Опять поднялись, пожатьем, плечи.

— Откуда мне знать? Я всего только — радистка.

— Он сказал: вы пользовались особым доверием — и полковника и начальника штаба.

Она усмехнулась.

— Ни полковник, ни начальник штаба никогда не разговаривали даже со мной. У нас не принято, чтобы офицер — тем более штаб-офицер — разговаривал с нижним чином. А я, кроме того, женщина.

— Стало быть, из всего, что о вас рассказал борт-механик...

Глаза девушки широко раскрылись, и в них взметнулся испуг.

— Борт-механик? Но он же... убит.

— Я имею в виду того, что сбросился с вами вместе.

— Ах, этот? Но он не борт-механик, а штурман.

Командиры переглянулись.

— Как его фамилия, кстати?

— Не знаю.

— Опять! — не сдержался майор.

Но девушка повторила, почти жалобно:

— Не знаю, право же. Я в первый раз его увидела сегодня, уже на самолете. Он только что к нам назначен. Раньше он летал на истребителе.

— На истребителе? Вы это наверное знаете?

— Наверно, да. Накануне его истребитель подбили. А другой машины, на смену, еще нет. Его и назначили временно на место нашего штурмана: тот был убит вчера.

Майор обернулся к лейтенанту.

— Позвоните в трибунал, Бехтееву. Пусть немедленно вызовет Тарасову.

— А девица эта не лжет? — вполголоса спросил лейтенант. — Спросите ее, почему этот толстый мерзавец стрелял в нее, если он ее первый раз сегодня увидел.

— Он же объяснил — по-моему правдоподобно, — так же вполголоса ответил майор. — А впрочем...

Он повторил по-немецки вопрос лейтенанта Менгден.
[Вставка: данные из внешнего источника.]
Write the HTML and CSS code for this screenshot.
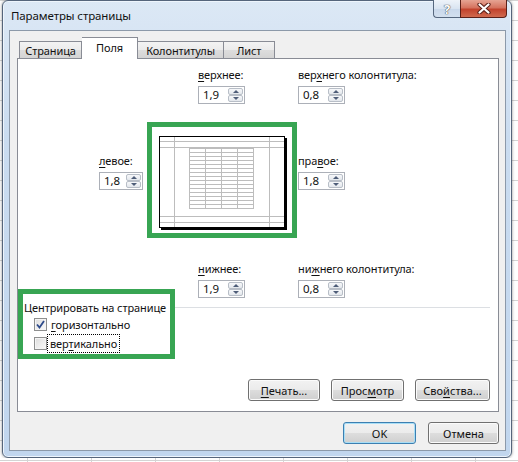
FILE: index.html
```html
<!DOCTYPE html>
<html lang="ru">
<head>
  <meta charset="UTF-8">
  <title>Параметры страницы</title>
  <link rel="stylesheet" href="styles.css">
</head>
<body>

<div class="window">
  <div class="titlebar">
    <span class="title">Параметры страницы</span>
    <div class="caption-buttons">
      <span class="cap-btn help">?</span>
      <span class="cap-btn close">
        <svg width="14" height="11" viewBox="0 0 14 11">
          <path d="M2.5 1.5 L11.5 9.5 M11.5 1.5 L2.5 9.5" stroke="#5b2018" stroke-width="4.2" stroke-linecap="round"/>
          <path d="M2.5 1.5 L11.5 9.5 M11.5 1.5 L2.5 9.5" stroke="#fff" stroke-width="2.2" stroke-linecap="round"/>
        </svg>
      </span>
    </div>
  </div>

  <div class="client">
    <div class="tabs">
      <span class="tab tab-page">Страница</span>
      <span class="tab tab-fields active">Поля</span>
      <span class="tab tab-headers">Колонтитулы</span>
      <span class="tab tab-sheet">Лист</span>
    </div>

    <div class="panel">
      <div class="margins">
        <div class="field f-top">
          <label><u>в</u>ерхнее:</label>
          <div class="spin"><span class="val">1,9</span><span class="arrows"><span class="up"></span><span class="down"></span></span></div>
        </div>
        <div class="field f-header">
          <label>вер<u>х</u>него колонтитула:</label>
          <div class="spin"><span class="val">0,8</span><span class="arrows"><span class="up"></span><span class="down"></span></span></div>
        </div>

        <div class="field f-left">
          <label><u>л</u>евое:</label>
          <div class="spin narrow"><span class="val">1,8</span><span class="arrows"><span class="up"></span><span class="down"></span></span></div>
        </div>
        <div class="preview">
          <svg width="140" height="106" viewBox="0 0 140 106">
            <!-- page shadow -->
            <rect x="9" y="100" width="126" height="3" fill="#000"/>
            <rect x="132" y="11" width="3" height="92" fill="#000"/>
            <!-- margin and header/footer guides -->
            <g stroke="#bdbdbd" stroke-width="1">
              <path d="M22.5 9 V100 M117.5 9 V100"/>
              <path d="M7 14.5 H132 M7 20.5 H132 M7 89.5 H132 M7 95.5 H132"/>
            </g>
            <!-- table -->
            <g stroke="#bdbdbd" stroke-width="1">
              <path d="M37.5 21 V81 M53.5 21 V81 M69.5 21 V81 M85.5 21 V81 M101.5 21 V81"/>
              <path d="M37 21.5 H102 M37 25.5 H102 M37 29.5 H102 M37 33.5 H102 M37 37.5 H102 M37 41.5 H102 M37 45.5 H102 M37 49.5 H102 M37 53.5 H102 M37 57.5 H102 M37 61.5 H102 M37 65.5 H102 M37 69.5 H102 M37 73.5 H102 M37 77.5 H102 M37 81.5 H102"/>
            </g>
            <rect x="7.5" y="9.5" width="125" height="91" fill="none" stroke="#000"/>
          </svg>
        </div>
        <div class="field f-right">
          <label>пра<u>в</u>ое:</label>
          <div class="spin"><span class="val">1,8</span><span class="arrows"><span class="up"></span><span class="down"></span></span></div>
        </div>

        <div class="field f-bottom">
          <label><u>н</u>ижнее:</label>
          <div class="spin"><span class="val">1,9</span><span class="arrows"><span class="up"></span><span class="down"></span></span></div>
        </div>
        <div class="field f-footer">
          <label>ни<u>ж</u>него колонтитула:</label>
          <div class="spin"><span class="val">0,8</span><span class="arrows"><span class="up"></span><span class="down"></span></span></div>
        </div>
      </div>

      <div class="center-group">
        <div class="group-head"><span>Центрировать на странице</span><span class="rule"></span></div>
        <div class="check">
          <span class="box">
            <svg width="9" height="9" viewBox="0 0 9 9"><path d="M1 4.5 L3.5 7.5 L8 1" fill="none" stroke="#2d4a8a" stroke-width="1.8"/></svg>
          </span>
          <span><u>г</u>оризонтально</span>
        </div>
        <div class="check">
          <span class="box"></span>
          <span class="focus">вер<u>т</u>икально</span>
        </div>
      </div>

      <div class="panel-buttons">
        <button class="btn b-print"><u>П</u>ечать...</button>
        <button class="btn b-view">Прос<u>м</u>отр</button>
        <button class="btn b-props">Сво<u>й</u>ства...</button>
      </div>

      <div class="mark"></div>
    </div>

    <div class="dialog-buttons">
      <button class="btn default b-ok">OK</button>
      <button class="btn b-cancel">Отмена</button>
    </div>
  </div>
</div>

</body>
</html>
```

FILE: styles.css
```css
body {
  margin: 0;
  background-color: #fff;
  background-image:
    linear-gradient(90deg, #d4d4d4 1px, transparent 1px),
    linear-gradient(#d4d4d4 1px, transparent 1px);
  background-size: 64px 20px;
  background-position: 27px 0;
  font-family: "Noto Sans", "Open Sans", sans-serif;
  font-size: 11px;
  letter-spacing: -0.1px;
  color: #111;
}

u {
  text-decoration-thickness: 1px;
  text-underline-offset: 2px;
}

/* window frame */
.window {
  width: 510px;
  height: 458px;
  margin-left: 2px;
  box-sizing: border-box;
  border: 1px solid #55657b;
  border-radius: 6px;
  background: linear-gradient(#dce8f5, #cadcf0 30%, #c1d6ee);
  box-shadow: 0 0 3px rgba(0, 0, 0, 0.45), inset 0 0 0 1px #eef5fc;
  display: flex;
  flex-direction: column;
}

.titlebar {
  height: 29px;
  display: flex;
  align-items: flex-start;
}

.title {
  margin: 7px 0 0 8px;
  line-height: 15px;
  font-size: 11.5px;
}

.caption-buttons {
  margin-left: auto;
  margin-right: 4px;
  margin-top: -1px;
  display: flex;
}

.cap-btn {
  height: 18px;
  box-sizing: border-box;
  display: flex;
  align-items: center;
  justify-content: center;
  border: 1px solid #56677e;
  border-top: none;
}

.help {
  width: 27px;
  border-radius: 0 0 0 4px;
  border-right: none;
  background: linear-gradient(#eef3f9, #d9e4f1 50%, #c8d7ea 51%, #d3e0ef);
  color: #fff;
  font-weight: bold;
  font-size: 13px;
  text-shadow: 0 0 1px #333, 0 0 1px #333;
}

.close {
  width: 47px;
  border-radius: 0 0 4px 0;
  border-color: #5b2018;
  background: linear-gradient(#e6a493, #d5735f 45%, #c2432d 55%, #d06a4f);
}

/* client area */
.client {
  flex: 1;
  margin: 0 5px 6px 6px;
  border: 1px solid #8c99a9;
  background: #f0f0f0;
  padding: 6px 6px 0 7px;
  display: flex;
  flex-direction: column;
}

.tabs {
  display: flex;
  align-items: flex-end;
  height: 21px;
  padding-left: 2px;
  position: relative;
  z-index: 1;
}

.tab {
  box-sizing: border-box;
  height: 17px;
  border: 1px solid #898c95;
  border-bottom: none;
  border-left: none;
  background: linear-gradient(#f3f3f3, #ebebeb 50%, #dddddd 51%, #d4d4d4);
  text-align: center;
  line-height: 17px;
}

.tab-page { width: 63px; border-left: 1px solid #898c95; }
.tab-headers { width: 86px; }
.tab-sheet { width: 51px; }

.tab.active {
  width: 56px;
  height: 22px;
  margin-bottom: -1px;
  background: #fff;
  line-height: 20px;
}

.panel {
  position: relative;
  height: 354px;
  box-sizing: border-box;
  border: 1px solid #898c95;
  background: #fff;
  padding: 8px 8px 10px 0;
  display: flex;
  flex-direction: column;
}

/* margin fields around the page preview */
.margins {
  display: grid;
  grid-template-columns: 48px 150px auto;
  margin-left: 81px;
}

.field label {
  display: block;
  line-height: 15px;
  margin-bottom: 4px;
  white-space: nowrap;
}

.f-top, .f-bottom {
  grid-column: 2;
  justify-self: center;
  margin-left: -1px;
}

.f-header, .f-footer, .f-right {
  grid-column: 3;
  margin-left: 1px;
}

.f-left, .f-right {
  align-self: center;
}

.f-bottom, .f-footer {
  margin-top: 23px;
}

.spin {
  display: flex;
  width: 47px;
  height: 18px;
  box-sizing: border-box;
  border: 1px solid #acb0b8;
  background: #fff;
  font-size: 11.5px;
}

.spin.narrow {
  width: 44px;
}

.spin .val {
  flex: 1;
  padding-left: 4px;
  line-height: 16px;
}

.arrows {
  width: 15px;
  padding: 1px 1px 1px 0;
  display: flex;
  flex-direction: column;
}

.arrows span {
  flex: 1;
  border: 1px solid #b8bec7;
  border-radius: 2px;
  background: linear-gradient(#f7f8fa, #e3e7ec);
  display: flex;
  align-items: center;
  justify-content: center;
}

.arrows .up::after {
  content: "";
  border: 3px solid transparent;
  border-top: none;
  border-bottom: 3px solid #4e5d78;
}

.arrows .down::after {
  content: "";
  border: 3px solid transparent;
  border-bottom: none;
  border-top: 3px solid #4e5d78;
}

.preview {
  grid-column: 2;
  width: 150px;
  height: 116px;
  box-sizing: border-box;
  margin-top: 18px;
  border: 5px solid #38a553;
  background: #fff;
}

.preview svg {
  display: block;
}

/* centering options */
.center-group {
  margin: 2px 0 0 6px;
}

.group-head {
  display: flex;
  align-items: center;
  line-height: 15px;
}

.group-head .rule {
  flex: 1;
  margin: 0 0 1px 4px;
  border-top: 1px solid #dcdfe3;
}

.check {
  display: flex;
  align-items: center;
  height: 19px;
  padding-left: 10px;
  gap: 4px;
}

.check:first-of-type {
  margin-top: 2px;
}

.box {
  width: 13px;
  height: 13px;
  box-sizing: border-box;
  border: 1px solid #8e8f8f;
  background: linear-gradient(135deg, #dcdcdc, #fbfbfb);
  box-shadow: inset 0 0 0 1px #f4f4f4;
  display: flex;
  align-items: center;
  justify-content: center;
}

.focus {
  outline: 1px dotted #000;
  outline-offset: 1px;
  padding: 0 1px;
  margin-left: -2px;
}

/* buttons */
.btn {
  height: 22px;
  box-sizing: border-box;
  padding: 0;
  font: inherit;
  color: #111;
  border: 1px solid #707070;
  border-radius: 3px;
  background: linear-gradient(#f2f2f2, #ebebeb 50%, #dddddd 51%, #cfcfcf);
  box-shadow: inset 0 0 0 1px #fbfbfb;
}

.btn.default {
  border-color: #3c7fb1;
  box-shadow: inset 0 0 0 1px #a8def6;
}

.panel-buttons {
  margin-top: auto;
  display: flex;
  justify-content: flex-end;
  gap: 11px;
}

.b-print { width: 72px; }
.b-view { width: 73px; }
.b-props { width: 75px; }

.dialog-buttons {
  margin-top: 10px;
  display: flex;
  justify-content: flex-end;
  gap: 12px;
}

.b-ok { width: 73px; }
.b-cancel { width: 71px; }

/* highlight drawn around the centering options */
.mark {
  position: absolute;
  left: 0;
  top: 230px;
  width: 157px;
  height: 70px;
  box-sizing: border-box;
  border: 5px solid #38a553;
}
```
Она ответила попрежнему равнодушно:

— Наверно, он не был уверен, что я буду себя вести хорошо на допросе. Я слышала, в ваших газетах печатают показания пленных, и они всегда плохо говорят о фашистах. Наверно, он боялся, что я тоже скажу что-нибудь плохое.
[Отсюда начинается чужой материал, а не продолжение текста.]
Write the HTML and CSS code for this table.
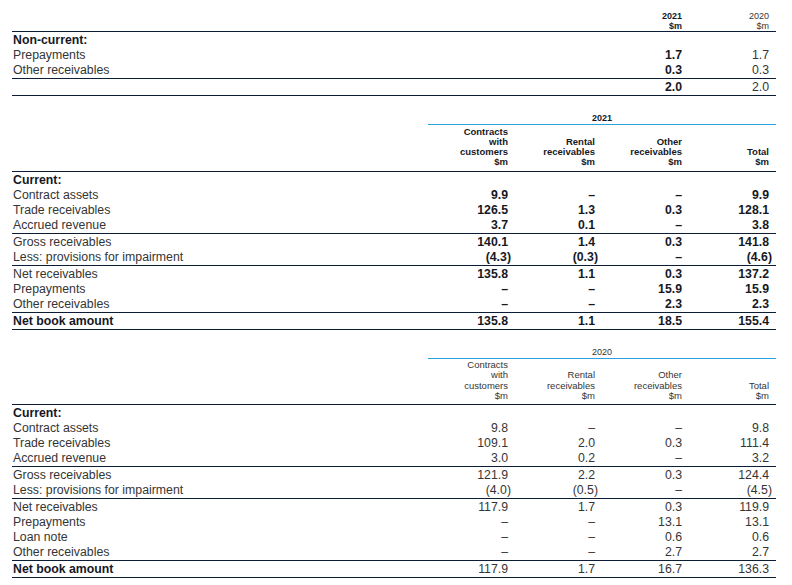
FILE: index.html
```html
<!DOCTYPE html>
<html lang="en">
<head>
<meta charset="utf-8">
<title>Receivables</title>
<link rel="stylesheet" href="styles.css">
</head>
<body>
<div class="page">
  <section class="tbl">
    <div class="row c2 hdr1">
      <div></div>
      <div class="v b">2021<br>$m</div>
      <div class="v">2020<br>$m</div>
    </div>
    <div class="grp">
      <div class="row c2 r"><div class="lbl b">Non-current:</div><div></div><div></div></div>
      <div class="row c2 r"><div class="lbl">Prepayments</div><div class="v b">1.7</div><div class="v">1.7</div></div>
      <div class="row c2 r"><div class="lbl">Other receivables</div><div class="v b">0.3</div><div class="v">0.3</div></div>
    </div>
    <div class="grp">
      <div class="row c2 r"><div class="lbl"></div><div class="v b">2.0</div><div class="v">2.0</div></div>
    </div>
  </section>

  <section class="tbl sec bold">
    <div class="row c4 ttl"><div></div><div class="title">2021</div></div>
    <div class="row c4 colhdr">
      <div></div>
      <div class="v">Contracts<br>with<br>customers<br>$m</div>
      <div class="v">Rental<br>receivables<br>$m</div>
      <div class="v">Other<br>receivables<br>$m</div>
      <div class="v">Total<br>$m</div>
    </div>
    <div class="grp">
      <div class="row c4 r"><div class="lbl hb">Current:</div><div></div><div></div><div></div><div></div></div>
      <div class="row c4 r"><div class="lbl">Contract assets</div><div class="v">9.9</div><div class="v">–</div><div class="v">–</div><div class="v">9.9</div></div>
      <div class="row c4 r"><div class="lbl">Trade receivables</div><div class="v">126.5</div><div class="v">1.3</div><div class="v">0.3</div><div class="v">128.1</div></div>
      <div class="row c4 r"><div class="lbl">Accrued revenue</div><div class="v">3.7</div><div class="v">0.1</div><div class="v">–</div><div class="v">3.8</div></div>
    </div>
    <div class="grp">
      <div class="row c4 r"><div class="lbl">Gross receivables</div><div class="v">140.1</div><div class="v">1.4</div><div class="v">0.3</div><div class="v">141.8</div></div>
      <div class="row c4 r"><div class="lbl">Less: provisions for impairment</div><div class="v">(4.3<span class="cp">)</span></div><div class="v">(0.3<span class="cp">)</span></div><div class="v">–</div><div class="v">(4.6<span class="cp">)</span></div></div>
    </div>
    <div class="grp">
      <div class="row c4 r"><div class="lbl">Net receivables</div><div class="v">135.8</div><div class="v">1.1</div><div class="v">0.3</div><div class="v">137.2</div></div>
      <div class="row c4 r"><div class="lbl">Prepayments</div><div class="v">–</div><div class="v">–</div><div class="v">15.9</div><div class="v">15.9</div></div>
      <div class="row c4 r"><div class="lbl">Other receivables</div><div class="v">–</div><div class="v">–</div><div class="v">2.3</div><div class="v">2.3</div></div>
    </div>
    <div class="grp">
      <div class="row c4 r"><div class="lbl hb">Net book amount</div><div class="v">135.8</div><div class="v">1.1</div><div class="v">18.5</div><div class="v">155.4</div></div>
    </div>
  </section>

  <section class="tbl sec">
    <div class="row c4 ttl"><div></div><div class="title">2020</div></div>
    <div class="row c4 colhdr">
      <div></div>
      <div class="v">Contracts<br>with<br>customers<br>$m</div>
      <div class="v">Rental<br>receivables<br>$m</div>
      <div class="v">Other<br>receivables<br>$m</div>
      <div class="v">Total<br>$m</div>
    </div>
    <div class="grp">
      <div class="row c4 r"><div class="lbl hb">Current:</div><div></div><div></div><div></div><div></div></div>
      <div class="row c4 r"><div class="lbl">Contract assets</div><div class="v">9.8</div><div class="v">–</div><div class="v">–</div><div class="v">9.8</div></div>
      <div class="row c4 r"><div class="lbl">Trade receivables</div><div class="v">109.1</div><div class="v">2.0</div><div class="v">0.3</div><div class="v">111.4</div></div>
      <div class="row c4 r"><div class="lbl">Accrued revenue</div><div class="v">3.0</div><div class="v">0.2</div><div class="v">–</div><div class="v">3.2</div></div>
    </div>
    <div class="grp">
      <div class="row c4 r"><div class="lbl">Gross receivables</div><div class="v">121.9</div><div class="v">2.2</div><div class="v">0.3</div><div class="v">124.4</div></div>
      <div class="row c4 r"><div class="lbl">Less: provisions for impairment</div><div class="v">(4.0<span class="cp">)</span></div><div class="v">(0.5<span class="cp">)</span></div><div class="v">–</div><div class="v">(4.5<span class="cp">)</span></div></div>
    </div>
    <div class="grp">
      <div class="row c4 r"><div class="lbl">Net receivables</div><div class="v">117.9</div><div class="v">1.7</div><div class="v">0.3</div><div class="v">119.9</div></div>
      <div class="row c4 r"><div class="lbl">Prepayments</div><div class="v">–</div><div class="v">–</div><div class="v">13.1</div><div class="v">13.1</div></div>
      <div class="row c4 r"><div class="lbl">Loan note</div><div class="v">–</div><div class="v">–</div><div class="v">0.6</div><div class="v">0.6</div></div>
      <div class="row c4 r"><div class="lbl">Other receivables</div><div class="v">–</div><div class="v">–</div><div class="v">2.7</div><div class="v">2.7</div></div>
    </div>
    <div class="grp">
      <div class="row c4 r"><div class="lbl hb">Net book amount</div><div class="v">117.9</div><div class="v">1.7</div><div class="v">16.7</div><div class="v">136.3</div></div>
    </div>
  </section>
</div>
</body>
</html>
```

FILE: styles.css
```css
html, body {
  margin: 0;
  padding: 0;
  background: #ffffff;
}
body {
  font-family: "Liberation Sans", Arial, Helvetica, sans-serif;
  color: #353535;
}
.page {
  margin: 0 16px 0 12px;
}
.row {
  display: grid;
  align-items: end;
}
.c2 {
  grid-template-columns: 1fr 87px 87px;
}
.c4 {
  grid-template-columns: 1fr repeat(4, 87px);
}
.v {
  text-align: right;
  padding-right: 7px;
}
.b, .hb, .bold .v {
  font-weight: bold;
  color: #16181f;
}
.hdr1 {
  height: 22px;
  padding-top: 9px;
  font-size: 9px;
  line-height: 9.5px;
  border-bottom: 1px solid #0c1d36;
}
.grp {
  padding-top: 1px;
  border-bottom: 1px solid #0c1d36;
}
.r {
  font-size: 12.3px;
  line-height: 15px;
  white-space: nowrap;
}
.lbl {
  padding-left: 1px;
}
.sec {
  margin-top: 17px;
}
.ttl .title {
  grid-column: 2 / -1;
  text-align: center;
  font-size: 9px;
  line-height: 11px;
  border-bottom: 1px solid #2aa3dc;
}
.bold .ttl .title {
  font-weight: bold;
  color: #16181f;
}
.colhdr {
  padding-top: 1.5px;
  padding-bottom: 3px;
  font-size: 9.5px;
  line-height: 10.3px;
  border-bottom: 1px solid #0c1d36;
}
.cp {
  margin-right: -3px;
}
```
— Вы полагаете, что он не был в вас уверен? Несмотря на то, что вы пошли на войну? Скажите, между прочим: что, собственно, заставило вас записаться в добровольцы?

— В добровольцы? — Она удивилась так, что в искренности ее удивления нельзя было усомниться. — Что вы хотите сказать? Меня мобилизовали, как и всех остальных, кто сейчас в армии. Обучили... Наша школа, женская, радистов-стрелков, была в Дюссельдорфе, если вас это интересует...

— Весьма.

— Четырехмесячный курс. Когда мы кончили, нас распределили по эскадрильям.

— Женщин?

Она глянула еще недоуменней.

— Ну да. На бомбардировщиках сейчас больше женщин, чем мужчин: мужчин хватает только на истребители. И то там много мальчиков.

— Правильно, — подтвердил капитан. — Среди тех, что мы сбиваем, действительно часто попадаются мальчишки семнадцати лет. Но чтобы на бомбардировщики назначались преимущественно женщины...

— Не все ли равно, — устало сказала Менгден. — Мужчина, женщина. Стрелять из пулемета или сбросить бомбу — это же не требует ни силы, ни ума. Нажать, повернуть... Чистая техника.

Она замолчала и осторожно сняла прилипшую к колену соломинку. Вышедший из соседней комнаты Сопар-Оглы приостановился, рассматривая ее с любопытством.

— Отправь ее, — вполголоса сказал капитан, наклоняясь к уху майора. — Только время терять: не человек, автомат какой-то.

— Автомат и есть, — угрюмо ответил майор. — Фашистская система так их и готовит, солдат: кто не может стать убежденным палачом и живодером, — обратить в автомат...

Майор дал знак конвойному:

— Отведите пленного.

Менгден вышла неровной, вздрагивающей походкой. Командиры проводили ее глазами. Вслед за ней вышел Сопар-Оглы.

— Чорт-те что, — сквозь зубы сказал капитан. — До чего перекалечен человек... Даже — не жалко.

— А за что жалеть? — пожал плечом майор. — Сделали автоматом? Это же не оправдание. Точно живого человека можно обратить в автомат против воли. Тем более сделать автоматом-убийцей. Если человек попал в волчью стаю и с волками вместе начинает рвать зубами человечье мясо — хотя бы даже для того только, чтобы сохранить жизнь, он хуже волка, гнуснее. И судьба его должна быть волчья.

Он подумал, покусывая губу.

— Но к этому автомату ключ можно подобрать, пожалуй... Мне обязательно нужна авиабаза... Как вы полагаете: что, если бы эта самая Клара Менгден связалась со своим штабом по радио?

— Вы хотите уговорить ее, чтобы она... — изумленно спросил лейтенант. — Довериться ей?

Майор оборвал досадливо:

— Да нет же, конечно. Кому это может в голову притти! Товарищ капитан, дайте-ка мне, кто здесь из радистов в танковом подразделении, авиации или полку связи особенно хорошо знает немецкий. В танковом Колдунов, помнится, есть. Инженер, из Москвы: очень хорошо знает.